Recognize that your prices need to increase to accommodate the Comfort Advisor compensation and any additional marketing expense. This means your company must take a value-added sales strategy and may be selling at a higher price than a competitor with a lower overhead structure. Ask yourself a few tough questions.

  • Do you do better work than the competition?
  • Does your company’s image project a value-added position?
  • Can you differentiate your company from the competition?
  • Can you sell your company benefits rather than dealing on price alone?
  • Do you have the sales support needed for a sales organization?

Someone at the company needs to perform the Lead Coordinator function. The Lead Coordinator schedules all sales appointments with the customer and then gives the leads to the Comfort Advisor. It’s estimated that sales leads can cost as much as $300 per lead. You want to have absolute control of all sales leads so the Comfort Advisor does not burn leads. This does not mean that you need to hire someone special to be a Lead Coordinator. It does mean someone in your office needs to perform that function.

Are you prepared to manage a Comfort Advisor? Comfort Advisors are generally very high maintenance. You personally need to monitor and constantly reinforce the sales process your company endorses. Otherwise, it will breakdown and the Comfort Advisor may want to go to the lowest denominator – price. A good Comfort Advisor will get rejected as much or more than when he/she makes a sale. One of the primary responsibilities of a Sales Manager is to keep the Comfort Advisor motivated.

Using Selling Technicians has its advantages and disadvantages.

When considering hiring a Comfort Advisor in conjunction with Selling Technicians or in lieu of Selling Technicians, consider:

Consumers generally trust technician recommendations, particularly when dealing with issues such as bad heat exchangers or dead compressors. However, most technicians fall short when presenting comfort options for working equipment. Consequently, all Selling Technicians should be trained in the selling process endorsed by your company.

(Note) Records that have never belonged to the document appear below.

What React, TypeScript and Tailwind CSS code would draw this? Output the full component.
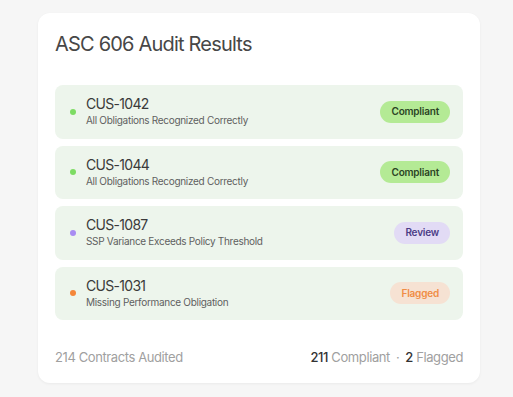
const rows = [
  { id: 'CUS-1042', text: 'All Obligations Recognized Correctly', status: 'Compliant' },
  { id: 'CUS-1044', text: 'All Obligations Recognized Correctly', status: 'Compliant' },
  { id: 'CUS-1087', text: 'SSP Variance Exceeds Policy Threshold', status: 'Review' },
  { id: 'CUS-1031', text: 'Missing Performance Obligation', status: 'Flagged' },
];

const dotColor: Record<string, string> = {
  Compliant: 'bg-[#7ddc63]',
  Review: 'bg-[#a88cf2]',
  Flagged: 'bg-[#f4873a]',
};

const badgeColor: Record<string, string> = {
  Compliant: 'bg-[#b4ea95] text-[#2b4424]',
  Review: 'bg-[#e2dbf5] text-[#4b3d86]',
  Flagged: 'bg-[#f6e2d3] text-[#f08d45]',
};

export default function App() {
  return (
    <div className="min-h-[397px] w-[513px] bg-[#f6f6f6] pt-[13px] pl-[38px] font-['Inter',sans-serif]">
      <div className="w-[442px] h-[370px] rounded-xl bg-white shadow-[0_1px_3px_rgba(0,0,0,0.05)] px-[17px] pt-[17px]">
        <h1 className="text-[20px] leading-[28px] text-[#474747] tracking-[-0.8px]">ASC 606 Audit Results</h1>

        <div className="mt-[27px] flex flex-col gap-[7px]">
          {rows.map((r) => (
            <div
              key={r.id}
              className="h-[53.5px] rounded-lg bg-[#edf5ec] flex items-center pl-[15px] pr-[13px]"
            >
              <span className={`w-[6px] h-[6px] rounded-full ${dotColor[r.status]}`} />
              <div className="ml-[10px] flex-1 -mt-[1px]">
                <div className="text-[14px] leading-[18px] text-[#3a3a3a] tracking-[-0.7px]">{r.id}</div>
                <div className="text-[10px] leading-[14px] text-[#5f5f5f] tracking-[-0.3px]">{r.text}</div>
              </div>
              <span
                className={`h-[22px] px-[11px] rounded-full flex items-center text-[10px] font-semibold tracking-[-0.2px] ${badgeColor[r.status]}`}
              >
                {r.status}
              </span>
            </div>
          ))}
        </div>

        <div className="mt-[28px] flex items-center justify-between text-[13px] text-[#a0a0a0] tracking-[-0.4px]">
          <span>214 Contracts Audited</span>
          <span>
            <span className="text-[#333] font-medium">211</span> Compliant
            <span className="mx-[6px]">·</span>
            <span className="text-[#333] font-medium">2</span> Flagged
          </span>
        </div>
      </div>
    </div>
  );
}
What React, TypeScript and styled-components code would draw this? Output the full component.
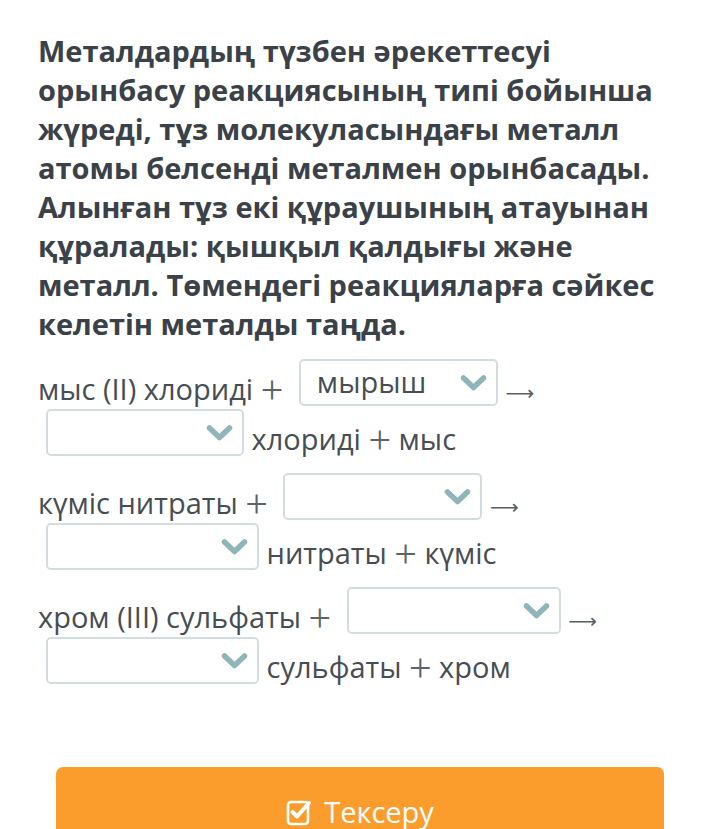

Considering the preceding bullet, Selling Technicians tend to sell replacement units rather than replacing systems. If you have Selling Technicians, be sure to monitor the average sales closely. Many successful companies encourage technicians to turn in sales leads to the sales organization rather than trying to make the sale directly. The technician should be rewarded for all leads that are set from within the customer’s home. I recommend giving the technician a portion of the Comfort Advisor’s commission rate for all tech set leads such as 2% (which would be paid in full or in part by a share of the commission paid to the Comfort Advisor).

Considering the preceding bullets, Selling Technicians sometimes have difficulty selling equipment options other than ‘Basic’ or ‘Deluxe”. Some companies will not let their Selling Technicians sell ‘Basic’ equipment. In any case, you need to monitor and manage the mix of equipment sold by Selling Technicians.

If you do have Selling Technicians, I recommend creating a Selling Technician Sales Plan. This is very similar to the Comfort Advisor Sales Plan. The plan outlines the compensation and job responsibilities in regards to selling equipment. I recommend that the commission rates be lower than for the Comfort Advisor.

When hiring a Comfort Advisor in conjunction with Selling Technicians, be sure to mold a sales team. For example, I recommend Selling Technicians attend all sales meetings with Comfort Advisors.

Hiring Additional Comfort Advisors

As your company grows, you’ll need to hire additional Comfort Advisors from time to time. You should look at a couple of things as to when it’s time to hire another Comfort Advisor. When I see a Comfort Advisor is consistently running 3 or more appointments per day, I know the closing ratio is going to drop. The Comfort Advisor loses the sense of urgency and begins thinking, if I do not close this one, I’ll just move on to the next one. The Comfort Advisor does not spend enough time on each sales appointment to earn the right for the sale. Consequently, monitor both the appointments per day as well as the closure rate.

The closure rate is impacted by the types of leads, the pricing strategy you employ and how well the selling process is delivered manages and supported.

When it is time to hire another Comfort Advisor, be sure to keep you other Comfort Advisors in the loop. The other Comfort Advisors will be concerned that they have enough leads. Let them see the big picture of where the company is going and that you have a marketing plan in place to generate sufficient leads for all the Comfort Advisors. It is also recommended to set up a sales lead scheduling priority. Comfort Advisors with the best closing ratios, get the most sales appointments.


Advertising for a Comfort Advisor ever day of the year and receiving resumes all of the time keeps your current Comfort Advisors sharp and on their game at all times. Don’t let your Comfort Advisors get too comfortable. Become more interested in building character and making them better people because of the effort they put forth in their sales efforts.

By constantly advertising for Comfort Advisors, it puts the company in a position to get that superstar who may look at the paper once a year. This is in contrast to other companies that only put a huge ad in the paper only when they need a Comfort Advisor. They count on a high-performer salesperson looking at the paper in during this small window of time.

Critical factors for success:

  1. Keeping Technicians and Tune-up specialists in front of customers all year by following the Maintenance Agreement implementation process.
  2. Developing the capability of the Service and Maintenance specialists to deliver results by following the Service Sales process.
  3. Developing the ability of Comfort Advisors to close more than 50% of their leads (50% would be a minimum) at the right margins with a higher-end equipment mix by following the Residential Replacement Sales process.
  4. Developing the ability to influence replacement lead generation through effective planning, implementation, tracking and adapting of all marketing efforts both internal and external by following the Strategic Marketing and Advertising implementation process.
  5. Continue to improve sales results and cultivate an atmosphere that encourages and supports the selling effort.